The plant just needed an owner who was in it for the long haul, Boyles said. He believes Vista is that owner.
Boyles said Remington had supported the chamber, baseball team and more in the community in the past. He said Vista is already resuming that kind of support.
Vista CEO Chris Metz said the company has reopened Remington’s trap shooting facility to the public, installed a clay sports shooting facility with 13 stations and plans to host fundraising and youth sports shooting events.
Lynch also expressed confidence in Vista. He said it is “in the business to be in the business. And I just, everybody I’ve talked to at that plant about what’s happening, they feel secure in their job” and that the new owner is investing in the plant’s future.
$1.99 an Hour
When Lynch began working for Remington, his job paid $1.99 per hour — a pretty good wage in 1970. The federal minimum was $1.60.
He intended to spend one summer there, then go back to school.

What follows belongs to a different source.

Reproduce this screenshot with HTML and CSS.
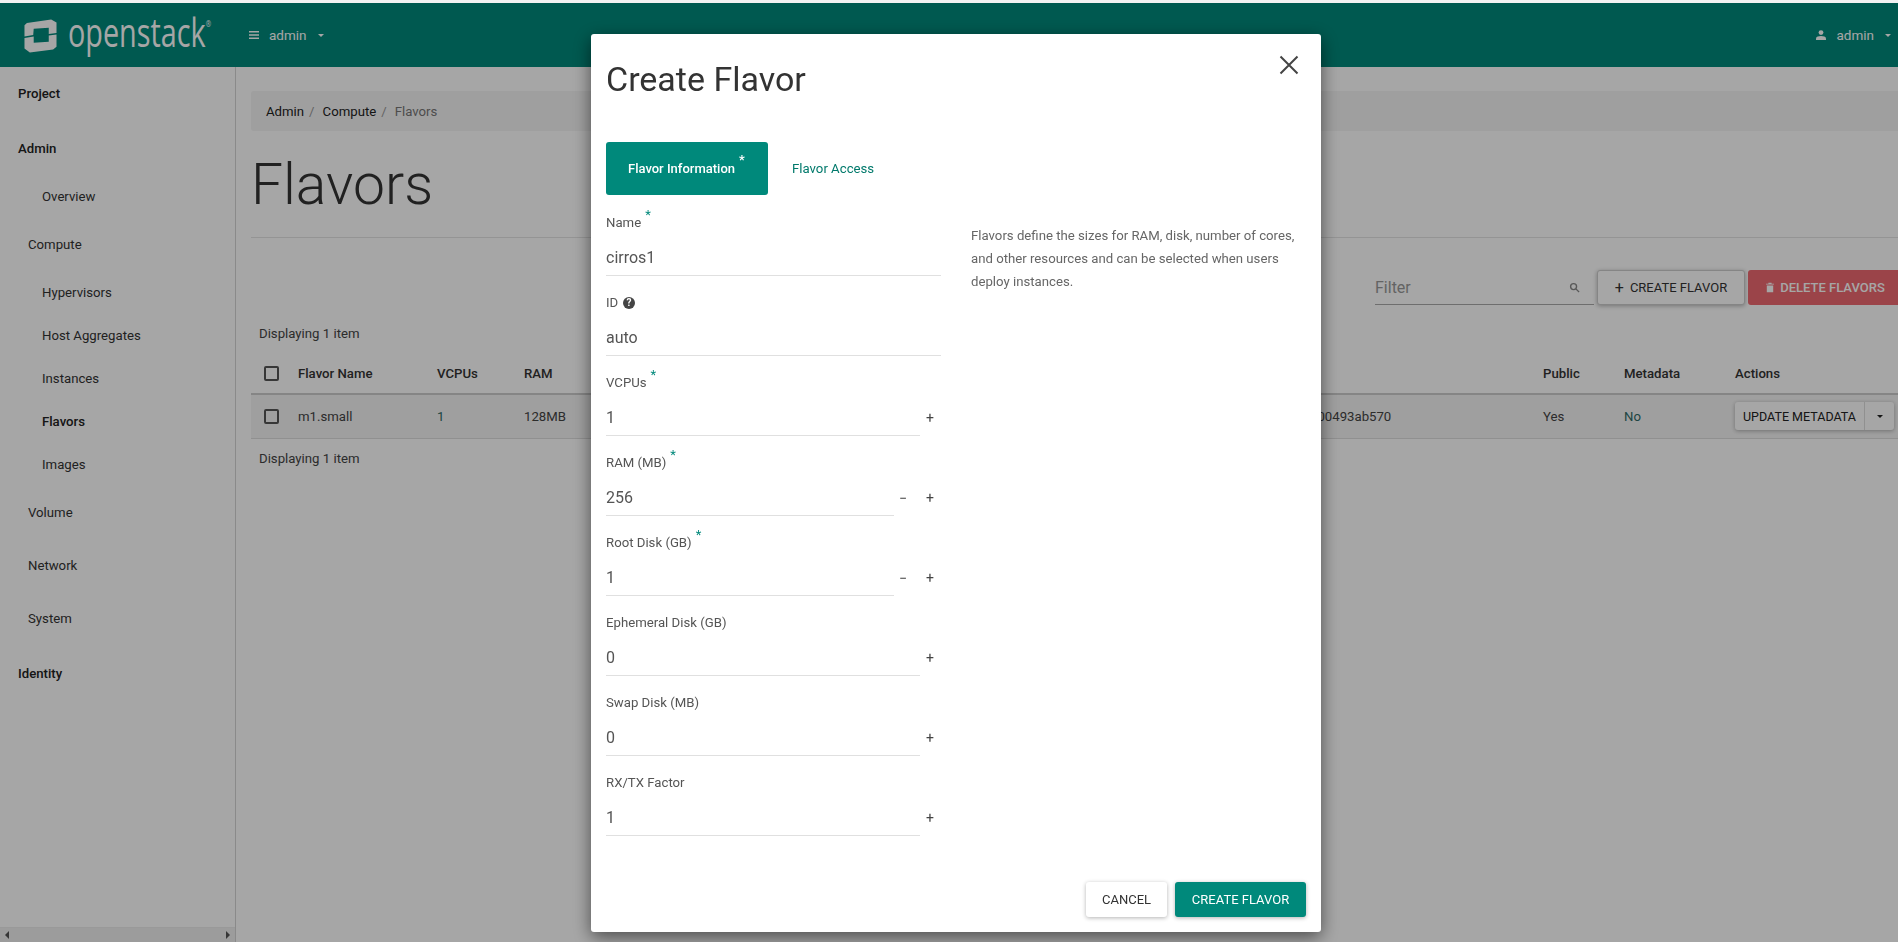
FILE: index.html
```html
<!DOCTYPE html>
<html>
<head>
  <title>Flavors - OpenStack Dashboard</title>
  <link rel="stylesheet" href="styles.css">
</head>
<body>

<div class="topstrip"></div>

<nav class="navbar">
  <a class="brand">
    <svg class="brand-icon" viewBox="0 0 34 35">
      <path d="M3 4.5 L28 1 L33.5 4 L33.5 15 L25.5 16 L25.5 9.5 L10 10.5 L9.5 17 L0.5 18.5 L0.5 7 Z"/>
      <path d="M0.5 20 L10 18.5 L10 25 L25.5 24 L25.5 17.5 L33.5 16.5 L33.5 29 L30 32 L6 35 L0.5 31 Z"/>
    </svg>
    <span class="brand-name">openstack<sup>&reg;</sup></span>
  </a>
  <a class="nav-link project-picker">
    <svg class="nav-icon" viewBox="0 0 10 8"><path d="M0 0h10v1.6H0zM0 3.2h10v1.6H0zM0 6.4h10V8H0z"/></svg>
    <span>admin</span>
    <i class="caret"></i>
  </a>
  <a class="nav-link user-menu">
    <svg class="nav-icon" viewBox="0 0 10 10"><circle cx="5" cy="2.6" r="2.4"/><path d="M0 10V8.4C0 6.8 2.6 6 5 6s5 .8 5 2.4V10z"/></svg>
    <span>admin</span>
    <i class="caret"></i>
  </a>
</nav>

<div class="wrapper">
  <aside class="sidebar">
    <ul class="side-nav">
      <li class="lvl0 first">Project</li>
      <li class="lvl0">Admin</li>
      <li class="lvl2 opener">Overview</li>
      <li class="lvl1">Compute</li>
      <li class="lvl2 opener">Hypervisors</li>
      <li class="lvl2">Host Aggregates</li>
      <li class="lvl2">Instances</li>
      <li class="lvl2 active">Flavors</li>
      <li class="lvl2">Images</li>
      <li class="lvl1">Volume</li>
      <li class="lvl1 wide">Network</li>
      <li class="lvl1 wide">System</li>
      <li class="lvl0">Identity</li>
    </ul>
    <div class="side-scroll">
      <i class="arrow-left"></i>
      <i class="arrow-right"></i>
    </div>
  </aside>

  <main class="content">
    <ol class="breadcrumb">
      <li>Admin</li>
      <li>Compute</li>
      <li class="current">Flavors</li>
    </ol>
    <h1 class="page-title">Flavors</h1>

    <div class="actions">
      <div class="filter">
        <span>Filter</span>
        <svg viewBox="0 0 24 24"><circle cx="10" cy="10" r="6.5"/><path d="M15 15l7 7"/></svg>
      </div>
      <button class="btn btn-create"><span class="plus">+</span>Create Flavor</button>
      <button class="btn btn-delete">
        <svg viewBox="0 0 10 12"><path d="M0 1.2h3V0h4v1.2h3v1.2H0zM1 3.4h8V12H1z"/></svg>
        Delete Flavors
      </button>
    </div>

    <p class="count">Displaying 1 item</p>

    <table class="flavors">
      <colgroup>
        <col class="c-check"><col class="c-name"><col class="c-vcpu"><col class="c-ram"><col class="c-under">
        <col class="c-id"><col class="c-pub"><col class="c-meta"><col class="c-act">
      </colgroup>
      <thead>
        <tr>
          <th><i class="check"></i></th>
          <th>Flavor Name</th>
          <th>VCPUs</th>
          <th>RAM</th>
          <th></th>
          <th></th>
          <th>Public</th>
          <th>Metadata</th>
          <th>Actions</th>
        </tr>
      </thead>
      <tbody>
        <tr>
          <td><i class="check"></i></td>
          <td>m1.small</td>
          <td class="num">1</td>
          <td>128MB</td>
          <td></td>
          <td class="id-cell"><span>900493ab570</span></td>
          <td>Yes</td>
          <td class="num">No</td>
          <td>
            <div class="split">
              <span class="split-main">Update Metadata</span>
              <span class="split-drop"><i class="caret"></i></span>
            </div>
          </td>
        </tr>
      </tbody>
    </table>

    <p class="count">Displaying 1 item</p>
  </main>
</div>

<div class="backdrop"></div>

<div class="modal">
  <header class="modal-head">
    <h2>Create Flavor</h2>
    <svg class="close" viewBox="0 0 20 20"><path d="M1.5 1.5l17 17M18.5 1.5l-17 17"/></svg>
  </header>

  <div class="tabs">
    <a class="tab active">Flavor Information<sup>*</sup></a>
    <a class="tab">Flavor Access</a>
  </div>

  <div class="modal-body">
    <form class="fields">
      <div class="field">
        <label>Name<sup>*</sup></label>
        <div class="control"><span class="value">cirros1</span></div>
      </div>
      <div class="field">
        <label>ID <svg class="help" viewBox="0 0 12 12"><circle cx="6" cy="6" r="6"/><text x="6" y="9.4" text-anchor="middle">?</text></svg></label>
        <div class="control"><span class="value">auto</span></div>
      </div>
      <div class="field">
        <label>VCPUs<sup>*</sup></label>
        <div class="control">
          <span class="value plus-only">1</span>
          <span class="stepper"><b>+</b></span>
        </div>
      </div>
      <div class="field">
        <label>RAM (MB)<sup>*</sup></label>
        <div class="control">
          <span class="value both">256</span>
          <span class="stepper"><b>&minus;</b><b>+</b></span>
        </div>
      </div>
      <div class="field">
        <label>Root Disk (GB)<sup>*</sup></label>
        <div class="control">
          <span class="value both">1</span>
          <span class="stepper"><b>&minus;</b><b>+</b></span>
        </div>
      </div>
      <div class="field">
        <label>Ephemeral Disk (GB)</label>
        <div class="control">
          <span class="value plus-only">0</span>
          <span class="stepper"><b>+</b></span>
        </div>
      </div>
      <div class="field">
        <label>Swap Disk (MB)</label>
        <div class="control">
          <span class="value plus-only">0</span>
          <span class="stepper"><b>+</b></span>
        </div>
      </div>
      <div class="field">
        <label>RX/TX Factor</label>
        <div class="control">
          <span class="value plus-only">1</span>
          <span class="stepper"><b>+</b></span>
        </div>
      </div>
    </form>
    <p class="help-text">Flavors define the sizes for RAM, disk, number of cores, and other resources and can be selected when users deploy instances.</p>
  </div>

  <footer class="modal-foot">
    <button class="btn btn-cancel">Cancel</button>
    <button class="btn btn-primary">Create Flavor</button>
  </footer>
</div>

</body>
</html>
```

FILE: styles.css
```css
* {
  margin: 0;
  padding: 0;
  box-sizing: border-box;
}

html, body {
  height: 100%;
  overflow: hidden;
}

body {
  font-family: Roboto, "Liberation Sans", sans-serif;
  font-size: 13.2px;
  color: #333;
  background-color: #fff;
  display: flex;
  flex-direction: column;
}

ul, ol {
  list-style: none;
}

i {
  display: block;
}

.topstrip {
  height: 3px;
  flex: none;
  background-color: #f2f2f2;
}

/* navbar */

.navbar {
  height: 64px;
  flex: none;
  display: flex;
  align-items: center;
  background-color: #00897b;
  color: #fff;
}

.brand {
  width: 249px;
  padding-left: 24px;
  display: flex;
  align-items: center;
  flex: none;
}

.brand-icon {
  width: 33px;
  height: 35px;
  fill: #fff;
  flex: none;
}

.brand-name {
  font-family: "Open Sans", sans-serif;
  font-size: 40px;
  line-height: 40px;
  margin-left: 11px;
  display: block;
  white-space: nowrap;
  transform: scaleX(.72);
  transform-origin: left center;
  position: relative;
  top: -3px;
}

.brand-name sup {
  font-size: 9px;
  vertical-align: 20px;
  line-height: 0;
}

.nav-link {
  display: flex;
  align-items: center;
  font-size: 13.5px;
}

.nav-icon {
  width: 10px;
  height: 10px;
  fill: #fff;
  margin-right: 10px;
}

.caret {
  width: 0;
  height: 0;
  border-left: 3px solid transparent;
  border-right: 3px solid transparent;
  border-top: 3px solid currentColor;
  margin-left: 11px;
}

.user-menu {
  margin-left: auto;
  padding-right: 7px;
}

/* sidebar */

.wrapper {
  flex: 1;
  display: flex;
  min-height: 0;
}

.sidebar {
  width: 236px;
  flex: none;
  display: flex;
  flex-direction: column;
  border-right: 1px solid #d4d4d4;
}

.side-nav {
  flex: 1;
  display: flex;
  flex-direction: column;
  padding-top: 17px;
}

.side-nav li {
  line-height: 20px;
  height: 20px;
}

.lvl0 {
  font-weight: 500;
  color: #222;
  padding-left: 18px;
  margin-top: 35px;
}

.lvl0.first {
  margin-top: 0;
}

.lvl1 {
  padding-left: 28px;
  margin-top: 28px;
}

.lvl1.wide {
  margin-top: 33px;
}

.lvl2 {
  padding-left: 42px;
  margin-top: 23px;
}

.lvl2.opener {
  margin-top: 28px;
}

.lvl2.active {
  font-weight: 500;
  color: #222;
}

.side-scroll {
  height: 15px;
  flex: none;
  display: flex;
  align-items: center;
  justify-content: space-between;
  padding: 0 5px;
  background-color: #f0f0f0;
  border-top: 1px solid #ececec;
}

.arrow-left, .arrow-right {
  width: 0;
  height: 0;
  border-top: 4px solid transparent;
  border-bottom: 4px solid transparent;
}

.arrow-left {
  border-right: 4px solid #555;
}

.arrow-right {
  border-left: 4px solid #555;
}

/* content */

.content {
  flex: 1;
  min-width: 0;
  padding: 24px 0 0 15px;
}

.breadcrumb {
  height: 40px;
  display: flex;
  align-items: center;
  padding-left: 15px;
  background-color: #f5f5f5;
  border-radius: 3px 0 0 3px;
  color: #222;
}

.breadcrumb li + li::before {
  content: "/";
  color: #999;
  padding: 0 8px 0 5px;
}

.breadcrumb .current {
  color: #777;
}

.page-title {
  font-size: 57px;
  font-weight: 300;
  line-height: 66px;
  padding: 21px 0 19px 0;
  border-bottom: 1px solid #e4e4e4;
  color: #333;
}

.actions {
  display: flex;
  justify-content: flex-end;
  align-items: stretch;
  height: 35px;
  margin-top: 32px;
  margin-right: -10px;
}

.filter {
  width: 219px;
  margin-right: 3px;
  display: flex;
  align-items: center;
  justify-content: space-between;
  font-size: 16px;
  color: #999;
  border-bottom: 1px solid #aaa;
}

.filter svg {
  width: 11px;
  height: 11px;
  fill: none;
  stroke: #888;
  stroke-width: 3;
  margin-right: 14px;
}

.btn {
  font-family: inherit;
  font-size: 13px;
  text-transform: uppercase;
  border: none;
  border-radius: 3px;
  background-color: #fff;
  color: #333;
  box-shadow: 0 1px 4px rgba(0, 0, 0, .3);
  display: flex;
  align-items: center;
  justify-content: center;
  white-space: nowrap;
}

.btn-create {
  width: 148px;
  margin-right: 3px;
  border: 1px solid #ccc;
}

.plus {
  font-size: 16px;
  margin-right: 6px;
  line-height: 1;
}

.btn-delete {
  width: 160px;
  padding-right: 5px;
  background-color: #ee6970;
  color: #fff;
  font-weight: 500;
  box-shadow: none;
}

.btn-delete svg {
  width: 8px;
  height: 11px;
  fill: #fff;
  margin-right: 6px;
}

.count {
  width: fit-content;
  padding-left: 8px;
  margin-top: 21px;
  line-height: 16px;
  color: #444;
}

.flavors {
  table-layout: fixed;
  width: 1647px;
  border-collapse: collapse;
  margin-top: 12px;
}

.c-check { width: 47px; }
.c-name { width: 139px; }
.c-vcpu { width: 87px; }
.c-ram { width: 100px; }
.c-under { width: 521px; }
.c-id { width: 398px; }
.c-pub { width: 81px; }
.c-meta { width: 111px; }
.c-act { width: 163px; }

.flavors th {
  height: 40px;
  text-align: left;
  font-weight: 500;
  color: #333;
  white-space: nowrap;
  border-bottom: 2px solid #ccc;
  vertical-align: middle;
}

.flavors td {
  height: 44px;
  background-color: #f5f5f5;
  border-bottom: 1px solid #ddd;
  color: #444;
  white-space: nowrap;
}

.flavors td.num {
  color: #2f6b66;
}

/* only the end of the id shows past the modal */
.flavors td.id-cell {
  padding-left: 165px;
}

.flavors th:first-child, .flavors td:first-child {
  padding-left: 13px;
}

.check {
  width: 15px;
  height: 15px;
  border: 2px solid #555;
  border-radius: 2px;
}

.split {
  width: 159px;
  height: 28px;
  display: flex;
  border-radius: 3px;
  background-color: #fff;
  color: #222;
  box-shadow: 0 1px 4px rgba(0, 0, 0, .3);
  text-transform: uppercase;
  font-size: 12.5px;
}

.split-main {
  width: 130px;
  display: flex;
  align-items: center;
  justify-content: center;
  border-right: 1px solid #ddd;
}

.split-drop {
  flex: 1;
  display: flex;
  align-items: center;
  justify-content: center;
}

.split-drop .caret {
  margin-left: 0;
}

.flavors + .count {
  margin-top: 12px;
}

/* modal */

.backdrop {
  position: fixed;
  top: 3px;
  left: 0;
  right: 0;
  bottom: 0;
  background-color: rgba(0, 0, 0, .35);
}

.modal {
  position: fixed;
  top: 34px;
  left: 591px;
  width: 730px;
  height: 898px;
  display: flex;
  flex-direction: column;
  padding: 0 15px;
  background-color: #fff;
  border-radius: 3px;
  box-shadow: 0 5px 18px rgba(0, 0, 0, .55);
}

.modal-head {
  height: 108px;
  flex: none;
  display: flex;
  justify-content: space-between;
  align-items: flex-start;
}

.modal-head h2 {
  font-size: 34px;
  font-weight: 400;
  line-height: 40px;
  margin-top: 25px;
  color: #333;
}

.close {
  width: 20px;
  height: 20px;
  margin-top: 21px;
  margin-right: 7px;
  fill: none;
  stroke: #444;
  stroke-width: 2;
}

.tabs {
  display: flex;
  height: 53px;
  flex: none;
}

.tab {
  display: flex;
  align-items: center;
  padding: 0 24px;
  color: #00796b;
}

.tab.active {
  width: 162px;
  padding: 0 0 0 22px;
  background-color: #00897b;
  color: #fff;
  border-radius: 3px;
  font-weight: 500;
  font-size: 13px;
}

sup {
  line-height: 0;
}

.tab sup {
  font-size: 13px;
  margin-left: 4px;
  position: relative;
  top: -9px;
}

.modal-body {
  flex: 1;
  display: flex;
  min-height: 0;
}

.fields {
  width: 365px;
  flex: none;
  padding-top: 2px;
}

.field {
  padding-top: 16px;
}

.field label {
  display: block;
  line-height: 20px;
  height: 20px;
  color: #555;
}

.field label sup {
  color: #00897b;
  font-size: 13px;
  margin-left: 4px;
  position: relative;
  top: -3px;
}

.help {
  width: 12px;
  height: 12px;
  vertical-align: -2px;
  margin-left: 1px;
  fill: #444;
}

.help text {
  font-size: 10px;
  font-weight: 700;
  fill: #fff;
}

.control {
  display: flex;
  align-items: flex-start;
  height: 44px;
  width: 335px;
}

.value {
  flex: 1;
  height: 43px;
  font-size: 16px;
  line-height: 39px;
  padding-top: 5px;
  color: #555;
  border-bottom: 1px solid #e0e0e0;
}

.value.plus-only {
  flex: none;
  width: 314px;
}

.value.both {
  flex: none;
  width: 288px;
}

.stepper {
  flex: 1;
  height: 44px;
  display: flex;
  padding-top: 5px;
  align-items: center;
  justify-content: flex-end;
  padding-right: 7px;
  gap: 19px;
}

.stepper b {
  font-weight: 400;
  font-size: 14px;
  color: #444;
  width: 8px;
  text-align: center;
}

.help-text {
  width: 332px;
  padding-top: 29px;
  line-height: 23px;
  color: #666;
}

.modal-foot {
  height: 50px;
  flex: none;
  display: flex;
  justify-content: flex-end;
  align-items: flex-start;
  gap: 8px;
}

.modal-foot .btn {
  height: 35px;
}

.btn-cancel {
  width: 81px;
}

.btn-primary {
  width: 131px;
  background-color: #00897b;
  color: #fff;
}
```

Instead, Lynch said, he attended night school, eventually earning his master’s degree, while working for Remington.
At age 22, Lynch said, he became the youngest shift supervisor there. He had 30 women working for him in the packaging area.
He went on to manage other areas of the operation and ended up serving as a kind of “trouble shooter” for the entire plant. That much was obvious when he greeted just about everyone still working there during a recent tour of the plant.
After 43 years at Remington, Lynch retired.
Until 1993, the plant was owned by DuPont, which he said made a lot of money from the business and was a good owner.
The next owner was RACI Acquisitions, and its plan was to make money from taking the business public. But reverberations from the Sandy Hook Elementary School shooting derailed that plan. The gunman used a Remington firearm, and the company got tied up in lawsuits filed by the victims’ families.
Lynch said RACI decided to get out of the business and sold it to Bruckmann Rosser Sherrill & Co. LLC. He said that the firm didn’t like the business and never even put it on its website, selling the plant after just a couple of years, to Cerberus in 2007.